In the current version, CrusTF contains 131,941 and 8502 TFs of crustacean species from transcriptomes and GenBank, respectively. They are classified into 63 TF families according to the DBDs or DBD combinations detected in their sequences (Fig. 2). Detailed information of TF families are listed in and Additional file 1: Table S5. Many TF families that are prevalently detected in metazoans were detected in most crustaceans. Interestingly, crustaceans have distinct patterns of TF family composition when compared to other animals (Fig. 2). Several TFs families, such as families with Zinc finger CCCH domain and BED zinc finger, show extensive expansion in crustaceans. Some TF families with distinct DBD combinations may represent putative TFs unique to this animal group and have not been characterized in other TF databases (Fig. 2). Users can browse the TFs of a certain TF family by selecting it from the TF family list. And they can also download all TF sequences of a family from a species of interest or all crustacean species in the “Download” page.

Fig. 2
figure 2

TF families in crustaceans compared to those in other animals. Colors in the figure show the percentage of TFs in each TF family over all predicted TFs in a species (white, <1%; yellow to green, 1–100%). Each row is a species and each column is a TF family. Side bar highlights the taxa. Many TF families on the left that are prevalently detected in metazoans were detected in most crustaceans. Several TFs families, such as families with Zinc finger CCCH domain (CCCH ZF) and BED zinc finger (BED ZF), show extensive expansion in crustaceans. Some TF families with distinct DBD combinations may represent putative TFs unique to this animal group and have not been characterized in other TF databases

To facilitate the users to understand the phylogenetic relationships among crustacean DBDs and DBDs from other animals, the phylogenetic tree of each DBD type is available in the “Trees” page. These trees visualize the phylogenetic relationships among DBDs from our 170 crustaceans and 117 other animals of 9 phyla from Porifera to Chordata. Based on the phylogenetic relationships of DBDs, CrusTF has inferred the DNA binding motif for each TF from their closest TFs with motifs derived from experimental studies.
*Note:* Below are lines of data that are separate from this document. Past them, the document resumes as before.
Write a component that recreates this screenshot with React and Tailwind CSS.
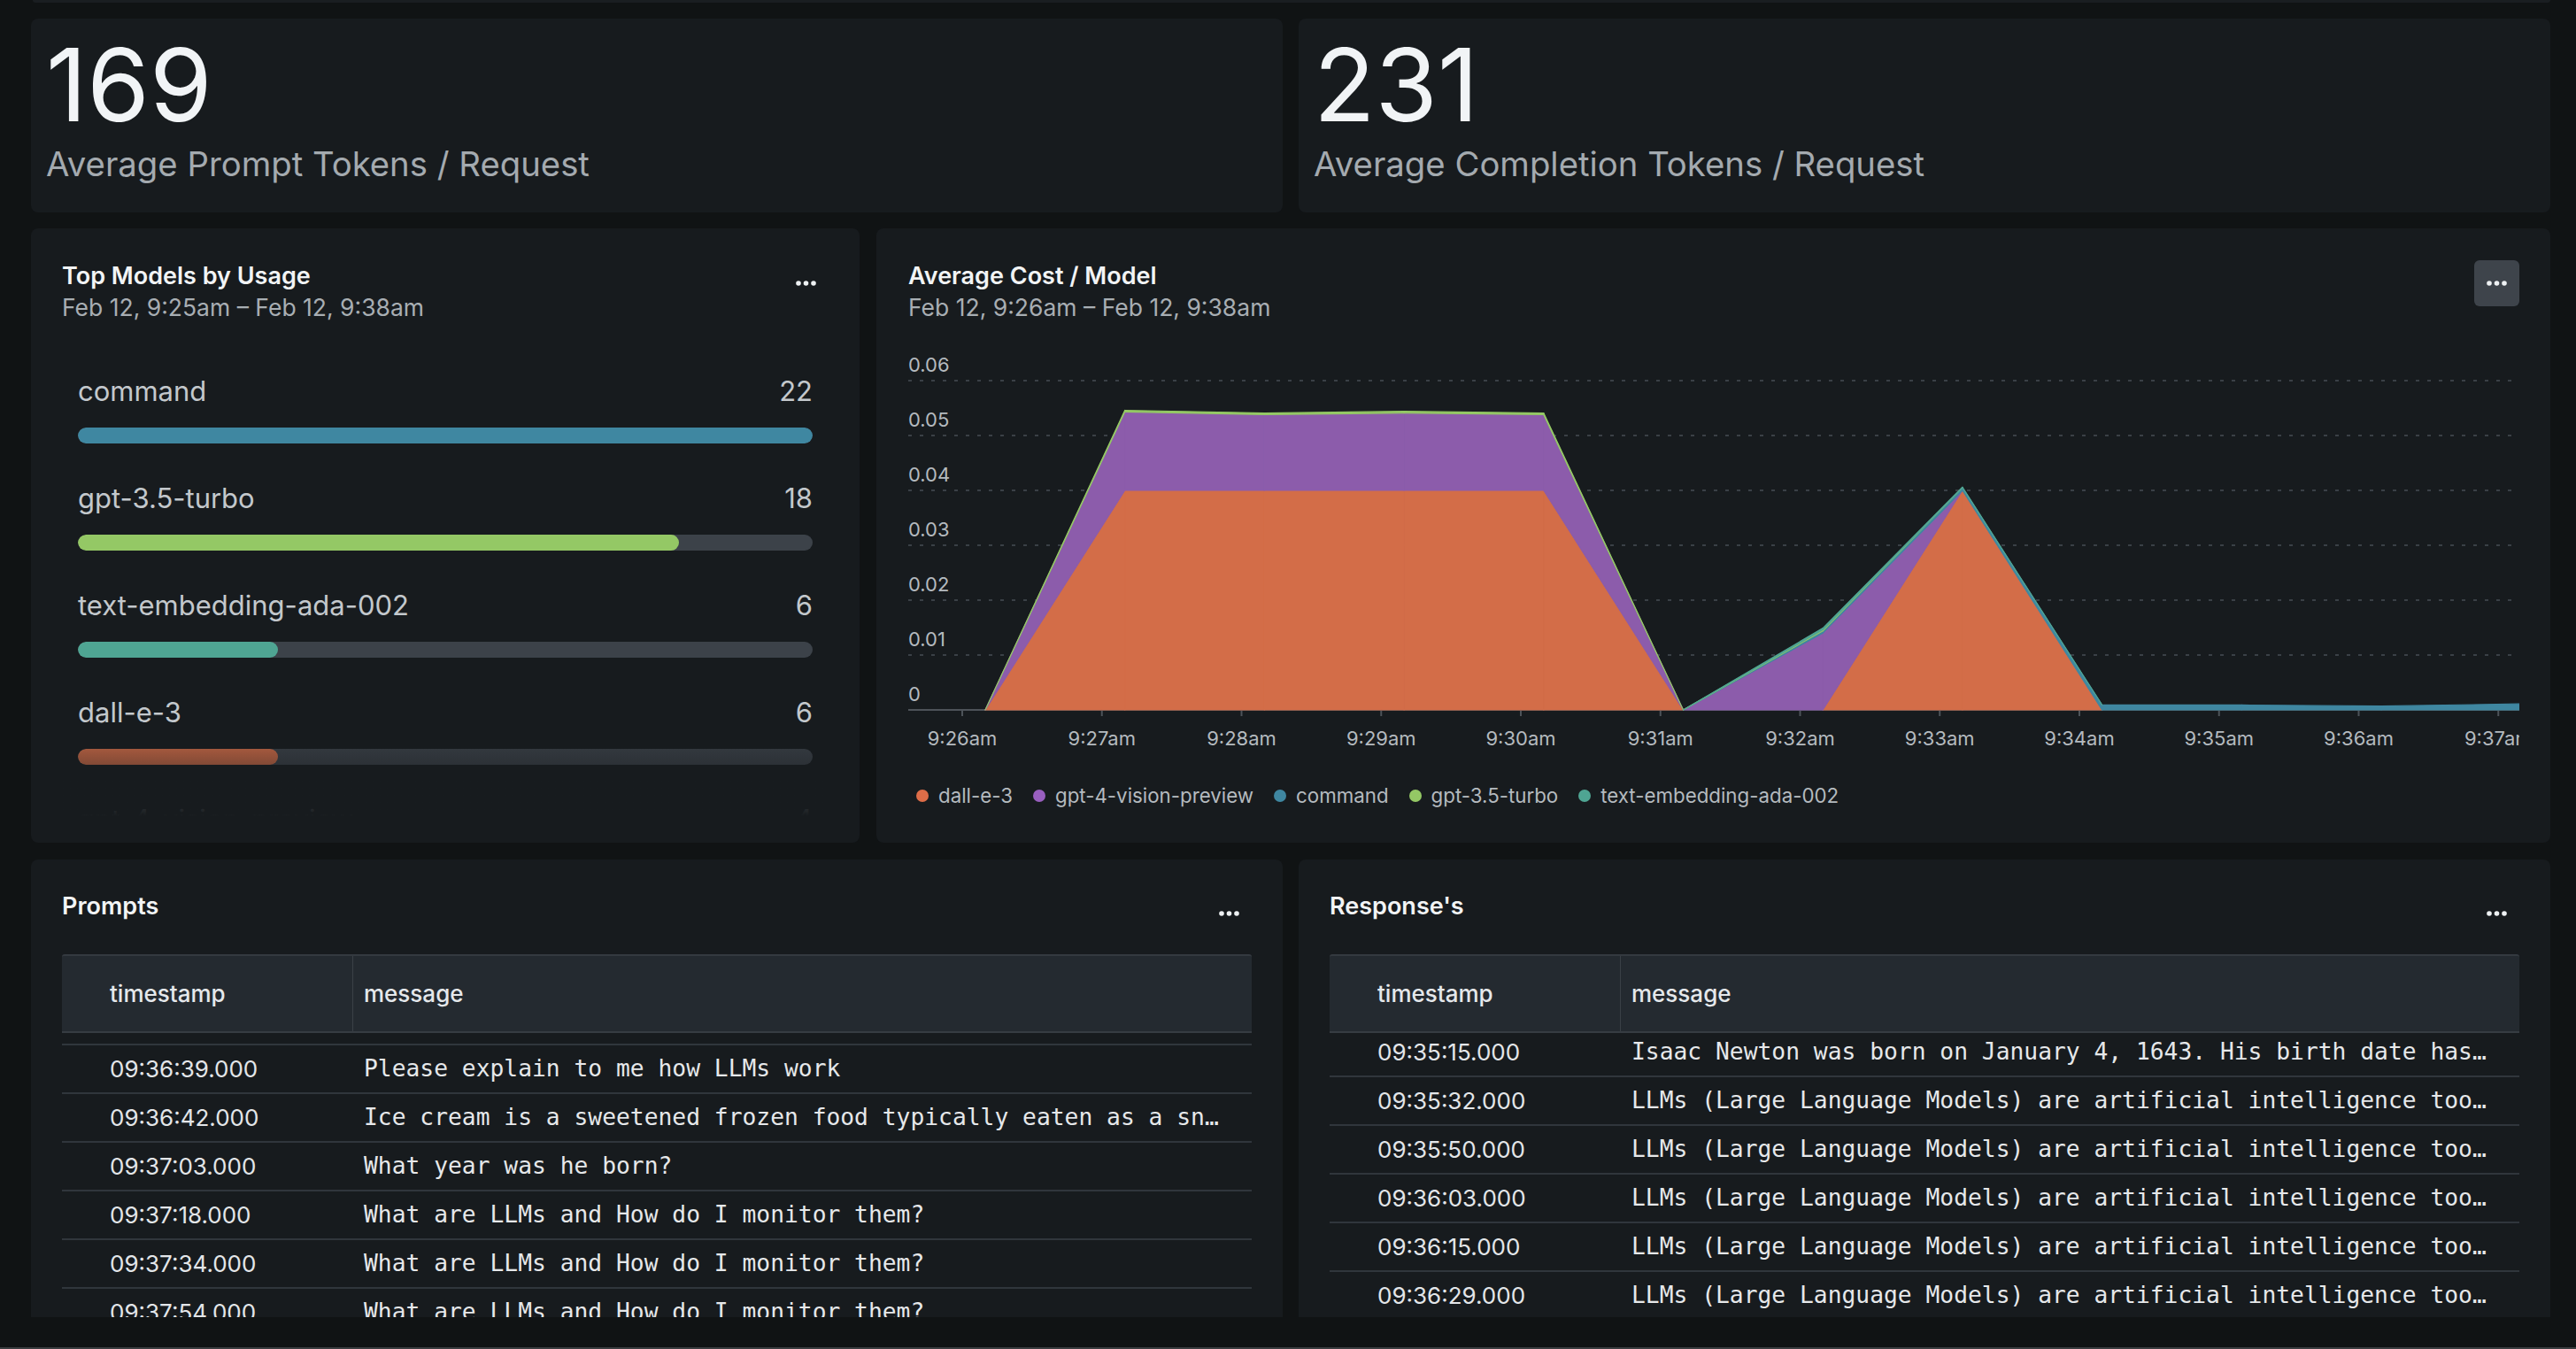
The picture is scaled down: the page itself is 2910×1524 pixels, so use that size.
import React from 'react';

const models = [
  { name: 'command', value: 22, color: 'bg-[#3f87a1]' },
  { name: 'gpt-3.5-turbo', value: 18, color: 'bg-[#94c865]' },
  { name: 'text-embedding-ada-002', value: 6, color: 'bg-[#4fa593]' },
  { name: 'dall-e-3', value: 6, color: 'bg-[#d36d48]' },
  { name: 'gpt-4-vision-preview', value: 4, color: 'bg-[#8c5cab]' },
];

const series = [
  { name: 'dall-e-3', color: '#d36d48', dot: 'bg-[#de6d48]', values: [0, 0.04, 0.04, 0.04, 0.04, 0, 0, 0.04, 0, 0, 0, 0] },
  { name: 'gpt-4-vision-preview', color: '#8c5cab', dot: 'bg-[#995fbf]', values: [0, 0.0143, 0.0138, 0.0141, 0.0138, 0, 0.014, 0, 0, 0, 0, 0] },
  { name: 'command', color: '#3f87a1', dot: 'bg-[#3f87a1]', values: [0, 0, 0, 0, 0, 0, 0.0004, 0.0005, 0.0009, 0.0009, 0.0007, 0.0011] },
  { name: 'gpt-3.5-turbo', color: '#94c865', dot: 'bg-[#94c865]', values: [0, 0.0003, 0.0003, 0.0003, 0.0003, 0, 0.0002, 0, 0, 0, 0, 0] },
  { name: 'text-embedding-ada-002', color: '#4fa593', dot: 'bg-[#4fa593]', values: [0, 0, 0, 0, 0, 0, 0.0003, 0.0001, 0, 0, 0, 0] },
];

const ticks = ['9:26am', '9:27am', '9:28am', '9:29am', '9:30am', '9:31am', '9:32am', '9:33am', '9:34am', '9:35am', '9:36am', '9:37am'];

const prompts = [
  ['09:36:21.000', 'What are LLMs and How do I monitor them?'],
  ['09:36:39.000', 'Please explain to me how LLMs work'],
  ['09:36:42.000', 'Ice cream is a sweetened frozen food typically eaten as a snack or dessert.'],
  ['09:37:03.000', 'What year was he born?'],
  ['09:37:18.000', 'What are LLMs and How do I monitor them?'],
  ['09:37:34.000', 'What are LLMs and How do I monitor them?'],
  ['09:37:54.000', 'What are LLMs and How do I monitor them?'],
];

const llm = 'LLMs (Large Language Models) are artificial intelligence tools that can read, summarize and generate text.';
const responses = [
  ['09:35:15.000', 'Isaac Newton was born on January 4, 1643. His birth date has been recorded differently over time.'],
  ['09:35:32.000', llm],
  ['09:35:50.000', llm],
  ['09:36:03.000', llm],
  ['09:36:15.000', llm],
  ['09:36:29.000', llm],
];

function Dots() {
  return (
    <svg width="23" height="6" viewBox="0 0 23 6" fill="currentColor">
      <circle cx="3" cy="3" r="2.8" />
      <circle cx="11.5" cy="3" r="2.8" />
      <circle cx="20" cy="3" r="2.8" />
    </svg>
  );
}

function MenuButton({ active = false }) {
  return (
    <button
      className={`w-[51px] h-[52px] shrink-0 rounded-[6px] flex items-center justify-center text-[#eef1f3] ${
        active ? 'bg-[#3e444b]' : ''
      }`}
    >
      <Dots />
    </button>
  );
}

function StatCard({ value, label }) {
  return (
    <div className="flex-1 bg-[#171b1e] rounded-[8px] pl-[17px] pt-[18px]">
      <div className="text-[114px] leading-[114px] text-[#f1f4f6]">{value}</div>
      <div className="mt-[13px] text-[38.3px] leading-[38px] text-[#a4aaaf]">{label}</div>
    </div>
  );
}

function CardHeader({ title, subtitle, active }) {
  return (
    <div className="flex items-start justify-between">
      <div>
        <div className="text-[27px] leading-[36px] font-semibold text-[#f2f4f5]">{title}</div>
        {subtitle && <div className="text-[26.5px] leading-[34px] text-[#a8aeb3]">{subtitle}</div>}
      </div>
      <MenuButton active={active} />
    </div>
  );
}

function TopModels() {
  const max = models[0].value;
  return (
    <div className="w-[936px] shrink-0 bg-[#171b1e] rounded-[8px] pt-[36px] px-[35px]">
      <CardHeader title="Top Models by Usage" subtitle="Feb 12, 9:25am – Feb 12, 9:38am" />
      {/* list fades out at the bottom */}
      <div className="relative mt-[58px] h-[500px] overflow-hidden px-[18px]">
        {models.map((m, i) => (
          <div key={m.name} className={i === 0 ? '' : 'mt-[42px]'}>
            <div className="h-[40px] flex items-center justify-between text-[31px] text-[#c3c8cc]">
              <span>{m.name}</span>
              <span>{m.value}</span>
            </div>
            <div className="mt-[21px] h-[18px] rounded-full bg-[#3c4249] overflow-hidden">
              <div className={`h-full rounded-full ${m.color}`} style={{ width: `${(m.value / max) * 100}%` }} />
            </div>
          </div>
        ))}
        <div className="absolute left-0 right-0 bottom-0 h-[102px] bg-linear-to-t from-[#171b1e] to-[#171b1e00]" />
      </div>
    </div>
  );
}

function CostChart() {
  const X0 = 87;
  const DX = 157.7;
  const yOf = (v) => 407 - v * 6200;
  let base = new Array(12).fill(0);
  const layers = series.map((s) => {
    const lower = base.slice();
    const upper = lower.map((b, i) => b + s.values[i]);
    base = upper;
    const quads = [];
    for (let i = 0; i < 11; i++) {
      if (s.values[i] > 0 || s.values[i + 1] > 0) {
        const xa = X0 + DX * i;
        const xb = X0 + DX * (i + 1);
        quads.push(`${xa},${yOf(upper[i])} ${xb},${yOf(upper[i + 1])} ${xb},${yOf(lower[i + 1])} ${xa},${yOf(lower[i])}`);
      }
    }
    return { ...s, quads };
  });

  return (
    <svg width="1820" height="465" viewBox="0 0 1820 465" className="block overflow-hidden">
      {[0.06, 0.05, 0.04, 0.03, 0.02, 0.01].map((v) => (
        <g key={v}>
          <text x="0" y={yOf(v) - 10} fontSize="22" fill="#b4babf" fontFamily="Inter, sans-serif">
            {v.toFixed(2)}
          </text>
          <line x1="0" x2="1820" y1={yOf(v)} y2={yOf(v)} stroke="#3a4046" strokeWidth="2" strokeDasharray="4 9" />
        </g>
      ))}
      <text x="0" y="397" fontSize="22" fill="#b4babf" fontFamily="Inter, sans-serif">0</text>
      <line x1="0" x2="1820" y1="407" y2="407" stroke="#4d5359" strokeWidth="2" />
      {ticks.map((t, i) => {
        const x = 61 + 157.75 * i;
        return (
          <g key={t}>
            <line x1={x} x2={x} y1="407" y2="414" stroke="#4d5359" strokeWidth="2" />
            <text x={x} y="447" fontSize="22" fill="#b4babf" textAnchor="middle" fontFamily="Inter, sans-serif">
              {t}
            </text>
          </g>
        );
      })}
      {layers.map((l) =>
        l.quads.map((q, j) => (
          <polygon key={l.name + j} points={q} fill={l.color} stroke={l.color} strokeWidth="1.2" strokeLinejoin="round" />
        ))
      )}
    </svg>
  );
}

function CostCard() {
  return (
    <div className="flex-1 bg-[#171b1e] rounded-[8px] pt-[36px] pl-[36px] pr-[35px]">
      <CardHeader title="Average Cost / Model" subtitle="Feb 12, 9:26am – Feb 12, 9:38am" active />
      <div className="mt-[31px]">
        <CostChart />
      </div>
      <div className="mt-[24px] pl-[9px] flex items-center gap-[23px] text-[22.3px] leading-[30px] text-[#b4babf]">
        {series.map((s) => (
          <div key={s.name} className="flex items-center gap-[11px]">
            <span className={`w-[14px] h-[14px] rounded-full ${s.dot}`} />
            <span>{s.name}</span>
          </div>
        ))}
      </div>
    </div>
  );
}

function LogCard({ title, rows, offset }) {
  return (
    <div className="flex-1 h-full bg-[#171b1e] rounded-t-[8px] pt-[35px] px-[35px] flex flex-col overflow-hidden">
      <CardHeader title={title} />
      <div className="mt-[20px] flex-1 min-h-0 flex flex-col">
        <div className="h-[89px] shrink-0 flex bg-[#242a30] border-t-2 border-b-2 border-t-[#343a40] border-b-[#363c42] rounded-t-[3px] text-[26px] font-medium text-[#e5e8eb]">
          <div className="w-[329px] shrink-0 pl-[54px] flex items-center border-r border-[#3a4046]">timestamp</div>
          <div className="flex-1 pl-[12px] flex items-center">message</div>
        </div>
        <div className="flex-1 min-h-0 overflow-hidden">
          <div className={offset}>
            {rows.map(([ts, msg], i) => (
              <div key={i} className="h-[55px] border-b-2 border-[#30363c] flex items-center">
                <div className="w-[329px] shrink-0 pl-[54px] text-[26px] text-[#e3e6e9]">{ts}</div>
                <div className="flex-1 min-w-0 pl-[12px] pr-[29px] truncate font-['DejaVu_Sans_Mono',monospace] text-[26.3px] text-[#e6e8ea]">
                  {msg}
                </div>
              </div>
            ))}
          </div>
        </div>
      </div>
    </div>
  );
}

export default function App() {
  return (
    <div className="w-[2910px] h-[1524px] bg-[#101314] overflow-hidden flex flex-col font-['Inter',sans-serif]">
      {/* bottom edge of the panel above */}
      <div className="h-[3px] shrink-0 ml-[37px] mr-[29px] bg-[#1a1e21] rounded-b-[3px]" />

      <div className="mt-[18px] h-[219px] shrink-0 flex gap-[18px] pl-[35px] pr-[29px]">
        <StatCard value="169" label="Average Prompt Tokens / Request" />
        <StatCard value="231" label="Average Completion Tokens / Request" />
      </div>

      <div className="mt-[18px] h-[694px] shrink-0 flex gap-[19px] pl-[35px] pr-[29px]">
        <TopModels />
        <CostCard />
      </div>

      <div className="mt-[19px] h-[517px] shrink-0 flex gap-[18px] pl-[35px] pr-[29px]">
        <LogCard title="Prompts" rows={prompts} offset="mt-[-41px]" />
        <LogCard title="Response's" rows={responses} offset="mt-[-5px]" />
      </div>

      <div className="flex-1" />
      <div className="h-[2px] shrink-0 bg-[#3a3d40]" />
    </div>
  );
}
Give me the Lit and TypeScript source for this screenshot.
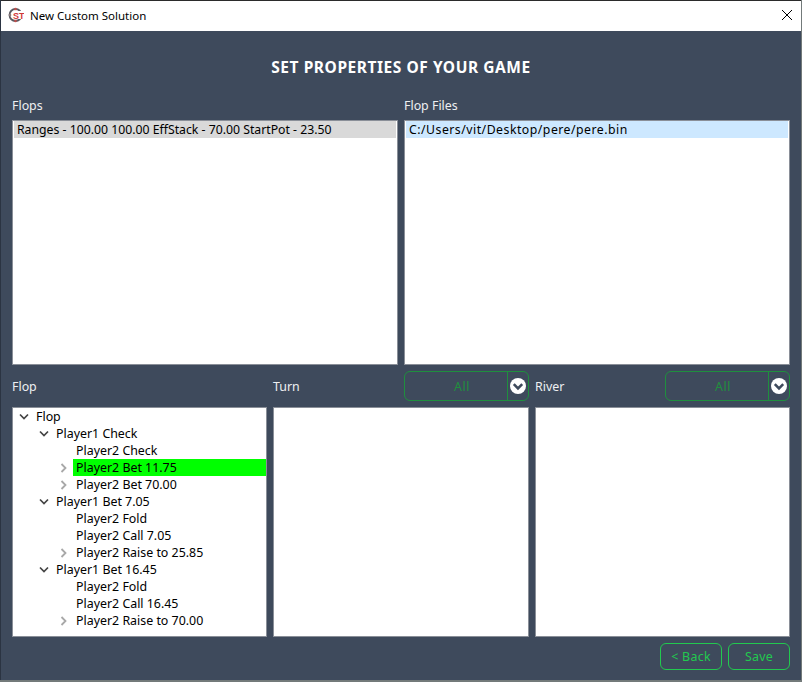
import { LitElement, html, css } from "lit";
import { customElement } from "lit/decorators.js";

type Node = { t: string; d: number; a?: "o" | "c"; sel?: boolean };
const tree: Node[] = [
  { t: "Flop", d: 0, a: "o" },
  { t: "Player1 Check", d: 1, a: "o" },
  { t: "Player2 Check", d: 2 },
  { t: "Player2 Bet 11.75", d: 2, a: "c", sel: true },
  { t: "Player2 Bet 70.00", d: 2, a: "c" },
  { t: "Player1 Bet 7.05", d: 1, a: "o" },
  { t: "Player2 Fold", d: 2 },
  { t: "Player2 Call 7.05", d: 2 },
  { t: "Player2 Raise to 25.85", d: 2, a: "c" },
  { t: "Player1 Bet 16.45", d: 1, a: "o" },
  { t: "Player2 Fold", d: 2 },
  { t: "Player2 Call 16.45", d: 2 },
  { t: "Player2 Raise to 70.00", d: 2, a: "c" },
];

@customElement("app-root")
export class AppRoot extends LitElement {
  static styles = css`
    :host { display: block; width: 802px; height: 682px; background: #737a7a; font-family: "Noto Sans", "Open Sans", sans-serif; font-size: 12.4px; color: #000; }
    * { box-sizing: border-box; }
    .win { width: 801px; height: 680px; border-left: 1px solid #2b3442; display: flex; flex-direction: column; background: #3e4a5c; }
    .title { height: 31px; border-top: 1px solid #2b2b2b; background: #fff; display: flex; align-items: center; padding: 0 0 2px 7px; gap: 6px; flex: none; }
    .title .x { margin-left: auto; margin-right: 8px; display: flex; }
    .title span { font-size: 11.5px; }
    .body { flex: 1; padding: 0 11px 10px 11px; display: flex; flex-direction: column; }
    h1 { margin: 0; height: 66px; padding-top: 26px; text-align: center; font-size: 15.5px; line-height: 20px; font-weight: 700; color: #fff; letter-spacing: .55px; flex: none; }
    .top { display: grid; grid-template-columns: 386px 386px; gap: 6px; height: 268px; flex: none; }
    .col { display: flex; flex-direction: column; }
    .lbl { color: #eef0f2; height: 23px; line-height: 18px; flex: none; }
    .box { background: #fff; border: 1px solid #8a8f98; flex: 1; min-height: 0; padding: 0 1px; }
    .row { height: 17px; line-height: 17px; padding-left: 3px; white-space: nowrap; font-size: 12.25px; }
    .grey { background: #d9d9d9; }
    .blue { background: #cde8ff; letter-spacing: .5px; }
    .bottom { display: grid; grid-template-columns: 255px 256px 255px; gap: 6px; margin-top: 6px; }
    .hdr { height: 30px; display: flex; align-items: center; justify-content: space-between; color: #eef0f2; }
    .combo { width: 125px; height: 30px; border: 1px solid #1f8f3e; border-radius: 6px; display: flex; }
    .combo .v { flex: 1; text-align: center; line-height: 30px; color: #1f8f3e; border-right: 1px solid #1f8f3e; padding-left: 12px; letter-spacing: .5px; }
    .combo .b { width: 20px; display: flex; align-items: center; justify-content: center; }
    .tree { height: 230px; flex: none; margin-top: 6px; padding: 0; }
    .tree .n { height: 17px; display: flex; align-items: center; white-space: nowrap; }
    .tree .ar { width: 16px; height: 17px; padding-right: 2px; flex: none; display: flex; align-items: center; justify-content: center; }
    .tree .t { flex: 1; height: 17px; line-height: 17px; padding-left: 3px; }
    .tree .sel { background: #00ff00; }
    .foot { display: flex; justify-content: flex-end; gap: 6px; margin-top: 6px; }
    .btn { width: 62px; height: 27px; border: 1px solid #22c94f; border-radius: 6px; color: #22c94f; text-align: center; line-height: 25px; letter-spacing: .3px; }
  `;

  arrow(kind?: "o" | "c") {
    if (kind === "o")
      return html`<svg width="10" height="8" viewBox="0 0 10 8"><path d="M1 1.5 5 5.5 9 1.5" fill="none" stroke="#444" stroke-width="1.7"/></svg>`;
    if (kind === "c")
      return html`<svg width="8" height="10" viewBox="0 0 8 10"><path d="M1.5 1 5.5 5 1.5 9" fill="none" stroke="#a8a8a8" stroke-width="1.8"/></svg>`;
    return null;
  }

  combo() {
    return html`<div class="combo"><div class="v">All</div><div class="b">
      <svg width="18" height="18" viewBox="0 0 18 18"><circle cx="9" cy="9" r="8" fill="#fff"/><path d="M4.8 7.2 9 11.4 13.2 7.2" fill="none" stroke="#3e4a5c" stroke-width="2.6"/></svg>
    </div></div>`;
  }

  render() {
    return html`<div class="win">
      <div class="title">
        <svg width="16" height="16" viewBox="0 0 16 16">
          <circle cx="7.5" cy="8" r="6" fill="none" stroke="#5a5a62" stroke-width="1.8"/>
          <circle cx="7.5" cy="2" r="1.3" fill="#c0504d"/>
          <circle cx="7.5" cy="14" r="1.3" fill="#c0504d"/>
          <circle cx="2" cy="8" r="1.3" fill="#8a7a7a"/>
          <rect x="5" y="4" width="11" height="8" fill="#fff"/>
          <text x="5" y="11.5" font-size="9" font-weight="700" fill="#d0383a" font-family="Liberation Sans">ST</text>
        </svg>
        <span>New Custom Solution</span>
        <div class="x"><svg width="12" height="12" viewBox="0 0 12 12"><path d="M1 1 11 11M11 1 1 11" stroke="#000" stroke-width="1"/></svg></div>
      </div>
      <div class="body">
        <h1>SET PROPERTIES OF YOUR GAME</h1>
        <div class="top">
          <div class="col"><div class="lbl">Flops</div><div class="box"><div class="row grey">Ranges - 100.00 100.00 EffStack - 70.00 StartPot - 23.50</div></div></div>
          <div class="col"><div class="lbl">Flop Files</div><div class="box"><div class="row blue">C:/Users/vit/Desktop/pere/pere.bin</div></div></div>
        </div>
        <div class="bottom">
          <div class="col"><div class="hdr">Flop</div>
            <div class="box tree">${tree.map(
              (n) => html`<div class="n" style="padding-left:${n.d * 20 + 4}px"><div class="ar">${this.arrow(n.a)}</div><div class="t ${n.sel ? "sel" : ""}">${n.t}</div></div>`
            )}</div></div>
          <div class="col"><div class="hdr">Turn ${this.combo()}</div><div class="box tree"></div></div>
          <div class="col"><div class="hdr">River ${this.combo()}</div><div class="box tree"></div></div>
        </div>
        <div class="foot">
          <div class="btn">&lt; Back</div>
          <div class="btn">Save</div>
        </div>
      </div>
    </div>`;
  }
}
Users can browse the motif information on the web page of each TF and download the motifs for further prediction of downstream targets.

Conclusion

In summary, CrusTF is the first TF database derived from transcriptome data. It uncovers the specific pattern of the transcriptional regulatory system of crustaceans and the diversity of TFs in this important group of animals. This database will constitute a key resource for the research community of crustacean biology and evolutionary biology. Given the importance of TF information in functional studies on transcriptional regulatory systems of crustaceans, it will facilitate the research works on growth, reproduction, and development of crustaceans, and subsequently benefit studies on crustacean fisheries, aquaculture, biodiversity conservation and environmental protection.